The Florida Supreme Court announced Wednesday that the in-person Bar exams scheduled for later this month are canceled due to the coronavirus pandemic.
Instead, the Florida Board of Bar Examiners will conduct exams online Aug. 18.
The decision came after increasing calls from lawyers, law professors, politicians and students to enact alternatives to the in-person tests. They were to be administered July 28 and 29 in Tampa and Orlando.
Amid a rising number of COVID-19 cases in Florida, worries grew over the wisdom of gathering thousands together in the same spaces for tests that take as long as six hours over two days.
“I’m ecstatic. I’m so relieved,” said Cathren Page, a law professor at Barry University in Miami Shores, who was an early voice in the call to postpone the exams. “I’ve worked with so many of these Bar takers, I’ve seen how much grit they have. It was just crushing me that they were having to choose between their lives and their careers.”
Several other states have also postponed their exams or switched to an online format. A few have allowed an alternative known as diploma privilege, which allows law school graduates to bypass the exam.
But in Florida, it’s pass the exam or bust.
The Board of Bar Examiners had planned a number of precautions for the in-person exams, including social distancing at test locations and mask requirements and temperature checks for test-takers.
State representatives Carlos Guillermo Smith and Anna Eskamani, both Orlando Democrats, sent a letter this week to the state’s Supreme Court justices and the Board of Bar Examiners, urging them to consider other options for the exams. The legislators said they had received several complaints from constituents and law school students about plans to hold the exams in-person. They noted that many applicants would have to travel long distances, some from out of state, and stay in hotels overnight.
Smith praised the postponement Wednesday on Facebook, noting that he had heard from Florida Supreme Court Justice Alan Lawson and said he shared their concerns.
Johnny Carver, a recent graduate of the University of Miami School of Law, was outspoken in his support for exam alternatives.
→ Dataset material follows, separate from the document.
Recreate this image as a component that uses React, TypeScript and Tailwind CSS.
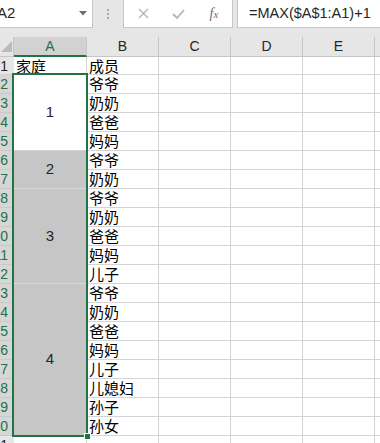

He is immuno-compromised and recently underwent surgery in the midst of studying for the exams.
“I could not be happier with that decision,” he said, “because it eliminates the physical danger of disabled and immuno-compromised students taking the test in person.”
But Carver, who said he supports a diploma privilege, said he has heard from other test takers who have a lot of questions.
Wednesday’s announcement said that the General Bar Examination will consist of 100 multiple choice questions and three essay questions that may cover any subject traditionally tested on the general Bar exam. Applicants will not have to take the Multistate Bar Exam to establish technical competence.
Carver said he spent his studying efforts preparing mostly for that portion, but it’s unclear if the same material will be part of the online exam.
“This news would have been welcome in May, as I’ve now spent months agonizing in stressful uncertainty,” said Charles Fink, a law student at the University of Florida. “And the solution they’ve presented does raise some new issues, but the important thing is we won’t have a COVID convention in the two fastest growing hot spots in the country. I am thrilled and thankful I won’t have to make any choices balancing my life and health with my career in order to timely take a test.”
Those taking the online exam in August must have access to the necessary technology, including a computer with a webcam and internet access. The Board will also require applicants to use software from its vendor, ILG, to take the exam.
The Board also extended the deadline to July 10 to request testing accommodations under the Americans with Disabilities Act.
Further information about the exams is available at floridabarexam.org.